Might not be efficient, but at least it... Uhhh, wait, what good does it provide again?

EndOfLine@lemmy.world · 1 day ago

Might not be efficient, but at least it... Uhhh, wait, what good does it provide again?

affenlehrer@feddit.org · 1 day ago

I hope analog hardware or some other trick will help us in the future to make at least local inference fast and low power.

fonix232@fedia.io · 24 hours ago

Local inference isn’t really the issue. Relatively low power hardware can already do passable tokens per sec on medium to large size models (40b to 270b). Of course it won’t compare to an AWS Bedrock instance, but it is passable.

The reason why you won’t get local AI systems - at least not completely - is due to the restrictive nature of the best models. Most actually good models are not open source. At best you’ll get a locally runnable GGUF, but not open weights, meaning re-training potential is lost. Not to mention that most of the good and usable solutions tend to have complex interconnected systems so you’re not just talking to an LLM but a series of models chained together.

But that doesn’t mean that local (not hyperlocal, aka “always on your device” but local to your LAN) inference is impossible or hard. I have a £400 node running 3-4b models at lightning speed, at sub-100W (really sub-60W) power usage. For around £1500-2000 you can get a node that gets similar performance with 32-40b models. For about £4000, you can get a node that does the same with 120b models. Mind you I’m talking about lightning fast performance here, not passable.
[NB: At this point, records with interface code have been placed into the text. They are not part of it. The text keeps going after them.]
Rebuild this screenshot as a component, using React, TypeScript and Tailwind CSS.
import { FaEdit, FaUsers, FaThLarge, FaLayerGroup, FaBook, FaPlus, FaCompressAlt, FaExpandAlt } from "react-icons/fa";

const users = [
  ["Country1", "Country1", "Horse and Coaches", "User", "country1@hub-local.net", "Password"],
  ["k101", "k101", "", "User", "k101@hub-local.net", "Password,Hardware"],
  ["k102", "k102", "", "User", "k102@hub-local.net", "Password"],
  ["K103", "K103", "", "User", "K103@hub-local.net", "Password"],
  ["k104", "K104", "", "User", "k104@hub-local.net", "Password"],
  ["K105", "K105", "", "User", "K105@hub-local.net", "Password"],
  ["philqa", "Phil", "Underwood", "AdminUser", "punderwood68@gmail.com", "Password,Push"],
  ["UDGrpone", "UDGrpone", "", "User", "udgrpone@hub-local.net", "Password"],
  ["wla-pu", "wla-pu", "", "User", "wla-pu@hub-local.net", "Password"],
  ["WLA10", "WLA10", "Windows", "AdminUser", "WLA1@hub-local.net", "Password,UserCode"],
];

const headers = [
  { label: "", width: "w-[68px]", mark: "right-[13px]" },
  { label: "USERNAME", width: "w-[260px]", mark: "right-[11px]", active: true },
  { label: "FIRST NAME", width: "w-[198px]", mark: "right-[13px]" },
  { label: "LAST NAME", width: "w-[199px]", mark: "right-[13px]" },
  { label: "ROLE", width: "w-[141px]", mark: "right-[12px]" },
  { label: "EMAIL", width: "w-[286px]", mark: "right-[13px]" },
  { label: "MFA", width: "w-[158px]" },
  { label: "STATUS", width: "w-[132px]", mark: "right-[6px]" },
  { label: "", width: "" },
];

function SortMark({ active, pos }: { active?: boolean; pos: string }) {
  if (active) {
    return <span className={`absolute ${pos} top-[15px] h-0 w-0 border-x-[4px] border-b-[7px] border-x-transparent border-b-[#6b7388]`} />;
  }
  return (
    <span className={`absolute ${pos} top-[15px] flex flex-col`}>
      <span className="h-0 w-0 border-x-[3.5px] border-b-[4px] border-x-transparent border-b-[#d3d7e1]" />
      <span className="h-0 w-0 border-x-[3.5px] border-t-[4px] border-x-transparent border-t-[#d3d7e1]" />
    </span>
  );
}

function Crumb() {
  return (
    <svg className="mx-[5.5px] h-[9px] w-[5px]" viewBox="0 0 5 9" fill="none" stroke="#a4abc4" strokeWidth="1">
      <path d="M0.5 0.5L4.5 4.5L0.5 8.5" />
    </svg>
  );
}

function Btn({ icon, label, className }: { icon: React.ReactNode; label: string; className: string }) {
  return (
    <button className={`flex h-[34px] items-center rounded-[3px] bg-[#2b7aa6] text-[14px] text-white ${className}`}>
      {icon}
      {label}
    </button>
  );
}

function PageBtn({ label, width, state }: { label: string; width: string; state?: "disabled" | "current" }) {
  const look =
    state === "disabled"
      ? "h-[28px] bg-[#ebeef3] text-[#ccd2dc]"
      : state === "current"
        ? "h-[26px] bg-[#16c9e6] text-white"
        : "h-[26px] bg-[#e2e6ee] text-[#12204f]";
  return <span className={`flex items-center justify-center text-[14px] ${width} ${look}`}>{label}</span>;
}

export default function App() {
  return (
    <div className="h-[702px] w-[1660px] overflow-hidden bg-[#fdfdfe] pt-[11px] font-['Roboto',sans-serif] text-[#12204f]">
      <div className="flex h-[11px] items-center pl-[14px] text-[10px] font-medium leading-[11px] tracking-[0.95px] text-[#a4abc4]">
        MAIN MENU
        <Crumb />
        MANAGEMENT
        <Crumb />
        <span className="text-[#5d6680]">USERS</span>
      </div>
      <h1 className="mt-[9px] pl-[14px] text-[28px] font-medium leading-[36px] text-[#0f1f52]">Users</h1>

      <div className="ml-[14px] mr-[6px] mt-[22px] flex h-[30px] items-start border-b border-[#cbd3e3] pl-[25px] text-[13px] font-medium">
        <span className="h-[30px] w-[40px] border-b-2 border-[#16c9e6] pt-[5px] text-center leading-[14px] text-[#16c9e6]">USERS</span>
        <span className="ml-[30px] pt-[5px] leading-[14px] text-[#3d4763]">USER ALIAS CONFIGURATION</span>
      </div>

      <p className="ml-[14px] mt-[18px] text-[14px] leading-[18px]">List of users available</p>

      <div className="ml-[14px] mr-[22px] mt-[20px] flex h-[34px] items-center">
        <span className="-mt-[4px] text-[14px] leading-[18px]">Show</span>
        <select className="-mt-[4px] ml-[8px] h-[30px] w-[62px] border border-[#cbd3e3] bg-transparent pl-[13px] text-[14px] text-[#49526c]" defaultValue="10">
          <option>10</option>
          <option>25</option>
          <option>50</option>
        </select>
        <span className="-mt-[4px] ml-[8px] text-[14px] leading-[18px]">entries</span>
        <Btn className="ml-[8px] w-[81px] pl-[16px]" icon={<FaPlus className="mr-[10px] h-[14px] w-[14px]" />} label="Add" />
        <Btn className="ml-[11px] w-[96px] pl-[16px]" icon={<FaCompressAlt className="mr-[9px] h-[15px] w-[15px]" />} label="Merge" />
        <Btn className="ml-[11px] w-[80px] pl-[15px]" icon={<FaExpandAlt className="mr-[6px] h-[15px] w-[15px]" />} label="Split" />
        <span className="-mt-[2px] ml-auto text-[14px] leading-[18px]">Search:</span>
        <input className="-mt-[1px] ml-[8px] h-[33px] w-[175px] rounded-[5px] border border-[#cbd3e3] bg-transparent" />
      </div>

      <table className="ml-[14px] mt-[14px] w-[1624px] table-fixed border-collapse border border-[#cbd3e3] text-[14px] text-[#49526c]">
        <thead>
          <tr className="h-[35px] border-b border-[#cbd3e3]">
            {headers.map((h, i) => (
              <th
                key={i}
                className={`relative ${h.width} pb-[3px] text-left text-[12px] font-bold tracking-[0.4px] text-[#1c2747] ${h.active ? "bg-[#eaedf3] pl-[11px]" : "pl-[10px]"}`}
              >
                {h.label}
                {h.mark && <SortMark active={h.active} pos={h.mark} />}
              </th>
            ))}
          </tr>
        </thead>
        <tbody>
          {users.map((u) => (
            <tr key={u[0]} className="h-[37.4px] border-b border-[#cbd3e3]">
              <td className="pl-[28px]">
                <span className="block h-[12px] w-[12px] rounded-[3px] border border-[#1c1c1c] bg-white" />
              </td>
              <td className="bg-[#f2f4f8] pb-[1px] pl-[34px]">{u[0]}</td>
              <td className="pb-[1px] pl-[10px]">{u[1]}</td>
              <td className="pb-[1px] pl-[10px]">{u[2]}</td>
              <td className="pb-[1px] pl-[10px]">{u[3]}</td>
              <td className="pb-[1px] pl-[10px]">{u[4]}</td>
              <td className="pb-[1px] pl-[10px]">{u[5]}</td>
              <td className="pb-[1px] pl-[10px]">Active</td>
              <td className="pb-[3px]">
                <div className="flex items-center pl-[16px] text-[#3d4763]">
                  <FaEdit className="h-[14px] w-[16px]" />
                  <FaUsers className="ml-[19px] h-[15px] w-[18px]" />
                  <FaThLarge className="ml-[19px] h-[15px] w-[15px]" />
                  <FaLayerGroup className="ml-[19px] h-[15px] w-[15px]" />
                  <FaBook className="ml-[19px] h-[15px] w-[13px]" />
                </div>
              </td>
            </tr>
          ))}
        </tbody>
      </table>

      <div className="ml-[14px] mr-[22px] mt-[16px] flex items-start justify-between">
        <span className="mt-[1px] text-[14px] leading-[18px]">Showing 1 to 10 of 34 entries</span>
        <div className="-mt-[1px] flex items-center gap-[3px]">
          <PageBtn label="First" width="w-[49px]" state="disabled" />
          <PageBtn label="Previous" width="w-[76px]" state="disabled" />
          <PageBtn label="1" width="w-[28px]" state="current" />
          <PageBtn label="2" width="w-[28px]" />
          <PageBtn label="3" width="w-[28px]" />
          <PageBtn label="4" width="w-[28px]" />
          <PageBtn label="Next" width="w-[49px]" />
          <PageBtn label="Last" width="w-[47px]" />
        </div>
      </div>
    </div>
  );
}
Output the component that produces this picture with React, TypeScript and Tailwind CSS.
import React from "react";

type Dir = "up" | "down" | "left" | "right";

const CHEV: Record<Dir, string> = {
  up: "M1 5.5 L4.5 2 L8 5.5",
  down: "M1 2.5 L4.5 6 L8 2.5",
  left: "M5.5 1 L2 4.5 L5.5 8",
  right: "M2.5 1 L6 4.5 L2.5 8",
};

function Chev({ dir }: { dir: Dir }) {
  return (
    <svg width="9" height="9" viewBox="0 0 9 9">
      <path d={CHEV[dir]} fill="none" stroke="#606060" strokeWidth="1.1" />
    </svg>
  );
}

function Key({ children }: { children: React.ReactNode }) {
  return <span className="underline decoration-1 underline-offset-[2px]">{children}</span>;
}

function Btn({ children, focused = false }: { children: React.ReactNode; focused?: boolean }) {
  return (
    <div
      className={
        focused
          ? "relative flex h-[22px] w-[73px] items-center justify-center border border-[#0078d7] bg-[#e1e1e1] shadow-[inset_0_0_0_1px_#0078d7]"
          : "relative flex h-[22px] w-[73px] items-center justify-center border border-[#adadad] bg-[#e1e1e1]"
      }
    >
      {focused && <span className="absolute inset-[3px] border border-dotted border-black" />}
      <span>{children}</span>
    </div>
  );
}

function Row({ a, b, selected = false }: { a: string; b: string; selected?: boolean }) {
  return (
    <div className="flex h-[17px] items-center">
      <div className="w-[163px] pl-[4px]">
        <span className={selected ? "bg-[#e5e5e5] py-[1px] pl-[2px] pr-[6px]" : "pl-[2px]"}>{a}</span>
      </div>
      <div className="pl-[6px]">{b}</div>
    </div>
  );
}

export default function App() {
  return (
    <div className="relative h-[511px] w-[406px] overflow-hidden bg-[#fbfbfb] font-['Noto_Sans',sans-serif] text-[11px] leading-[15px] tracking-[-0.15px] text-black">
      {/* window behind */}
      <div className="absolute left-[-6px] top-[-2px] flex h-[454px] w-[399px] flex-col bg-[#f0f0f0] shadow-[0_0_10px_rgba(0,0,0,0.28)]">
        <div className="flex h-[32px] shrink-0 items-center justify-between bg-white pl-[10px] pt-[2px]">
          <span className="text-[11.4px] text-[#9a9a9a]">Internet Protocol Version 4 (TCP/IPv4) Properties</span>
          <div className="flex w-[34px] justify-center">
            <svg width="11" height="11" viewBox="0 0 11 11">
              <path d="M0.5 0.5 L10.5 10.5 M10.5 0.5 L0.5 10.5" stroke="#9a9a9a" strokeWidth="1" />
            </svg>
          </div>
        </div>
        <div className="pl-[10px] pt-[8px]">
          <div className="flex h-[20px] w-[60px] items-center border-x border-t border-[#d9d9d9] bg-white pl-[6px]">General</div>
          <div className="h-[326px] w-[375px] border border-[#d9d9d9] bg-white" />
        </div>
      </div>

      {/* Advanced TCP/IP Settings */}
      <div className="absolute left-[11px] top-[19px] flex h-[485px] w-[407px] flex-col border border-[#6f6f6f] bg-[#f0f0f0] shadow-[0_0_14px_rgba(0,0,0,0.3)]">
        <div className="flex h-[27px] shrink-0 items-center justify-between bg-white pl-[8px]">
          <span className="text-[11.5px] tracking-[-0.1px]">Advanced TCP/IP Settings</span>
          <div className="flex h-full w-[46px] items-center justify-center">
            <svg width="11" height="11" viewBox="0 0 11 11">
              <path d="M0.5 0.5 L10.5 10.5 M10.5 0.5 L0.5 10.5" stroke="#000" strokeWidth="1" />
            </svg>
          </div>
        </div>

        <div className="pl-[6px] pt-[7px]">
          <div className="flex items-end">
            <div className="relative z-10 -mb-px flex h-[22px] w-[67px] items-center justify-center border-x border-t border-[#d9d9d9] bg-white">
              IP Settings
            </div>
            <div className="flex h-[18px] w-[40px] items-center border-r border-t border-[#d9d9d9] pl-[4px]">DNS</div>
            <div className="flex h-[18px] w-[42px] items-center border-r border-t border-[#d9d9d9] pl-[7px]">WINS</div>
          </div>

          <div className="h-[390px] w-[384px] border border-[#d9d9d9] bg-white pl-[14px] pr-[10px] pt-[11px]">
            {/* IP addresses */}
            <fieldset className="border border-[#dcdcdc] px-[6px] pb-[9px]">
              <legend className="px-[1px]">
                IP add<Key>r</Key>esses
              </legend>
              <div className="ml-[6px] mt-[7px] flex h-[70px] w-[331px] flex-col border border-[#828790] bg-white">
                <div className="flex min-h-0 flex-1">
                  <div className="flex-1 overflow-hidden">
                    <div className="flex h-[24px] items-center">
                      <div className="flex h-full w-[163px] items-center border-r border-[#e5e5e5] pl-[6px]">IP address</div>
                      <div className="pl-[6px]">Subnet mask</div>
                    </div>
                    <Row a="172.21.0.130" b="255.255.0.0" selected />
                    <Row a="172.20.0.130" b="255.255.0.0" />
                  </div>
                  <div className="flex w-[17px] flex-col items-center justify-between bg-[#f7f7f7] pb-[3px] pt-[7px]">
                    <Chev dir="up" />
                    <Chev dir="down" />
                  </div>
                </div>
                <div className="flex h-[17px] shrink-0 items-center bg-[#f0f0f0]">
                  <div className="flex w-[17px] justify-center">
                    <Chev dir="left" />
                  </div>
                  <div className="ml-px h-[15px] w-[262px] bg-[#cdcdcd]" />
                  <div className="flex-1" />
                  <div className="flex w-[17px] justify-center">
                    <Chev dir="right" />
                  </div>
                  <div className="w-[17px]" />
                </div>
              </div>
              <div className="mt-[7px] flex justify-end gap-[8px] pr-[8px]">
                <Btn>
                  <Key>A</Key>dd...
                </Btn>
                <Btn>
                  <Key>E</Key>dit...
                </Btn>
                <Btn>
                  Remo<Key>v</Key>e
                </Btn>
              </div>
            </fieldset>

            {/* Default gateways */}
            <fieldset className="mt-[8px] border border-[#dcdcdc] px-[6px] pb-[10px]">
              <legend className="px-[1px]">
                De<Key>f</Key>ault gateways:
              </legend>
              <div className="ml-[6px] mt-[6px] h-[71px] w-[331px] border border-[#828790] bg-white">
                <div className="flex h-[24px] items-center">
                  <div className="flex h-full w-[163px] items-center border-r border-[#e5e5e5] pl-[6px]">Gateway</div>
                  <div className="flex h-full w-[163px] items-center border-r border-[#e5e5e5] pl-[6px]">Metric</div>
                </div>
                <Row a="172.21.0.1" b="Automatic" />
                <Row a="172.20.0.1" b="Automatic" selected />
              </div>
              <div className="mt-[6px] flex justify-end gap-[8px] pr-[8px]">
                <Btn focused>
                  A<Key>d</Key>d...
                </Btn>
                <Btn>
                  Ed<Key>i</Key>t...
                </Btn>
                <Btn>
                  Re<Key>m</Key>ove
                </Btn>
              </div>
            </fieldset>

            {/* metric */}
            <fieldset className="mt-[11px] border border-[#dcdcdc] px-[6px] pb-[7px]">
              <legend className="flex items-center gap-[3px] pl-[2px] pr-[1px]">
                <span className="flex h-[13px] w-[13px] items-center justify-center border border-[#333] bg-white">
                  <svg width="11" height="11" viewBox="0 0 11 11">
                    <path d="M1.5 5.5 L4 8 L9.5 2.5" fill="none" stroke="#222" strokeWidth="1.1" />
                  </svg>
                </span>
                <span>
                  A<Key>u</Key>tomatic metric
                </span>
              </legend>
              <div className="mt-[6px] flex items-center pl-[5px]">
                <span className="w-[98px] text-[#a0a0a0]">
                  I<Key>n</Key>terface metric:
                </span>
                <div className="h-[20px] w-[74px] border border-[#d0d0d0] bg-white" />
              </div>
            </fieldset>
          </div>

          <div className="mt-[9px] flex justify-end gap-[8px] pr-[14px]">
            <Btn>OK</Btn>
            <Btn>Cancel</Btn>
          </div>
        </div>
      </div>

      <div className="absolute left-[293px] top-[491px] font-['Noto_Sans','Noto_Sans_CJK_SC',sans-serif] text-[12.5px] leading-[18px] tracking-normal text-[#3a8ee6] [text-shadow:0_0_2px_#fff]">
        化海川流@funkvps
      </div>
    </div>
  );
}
affenlehrer@feddit.org · edit-2 10 hours ago

At least for me the small 4-8b models turned out to be pretty useless. Extremely prone to hallucinations, not good at multiple languages and worst of all still pretty slow on my machine.

I tried to create a simple note taking agent with just file io tools available. Without reasoning they fucked up even the simplest tasks in very creative ways and with reasoning it thought about it for 7 before finally doing it.

The larger one require pretty power hungry and / or expensive hardware.

I hope for analog hardware to change this.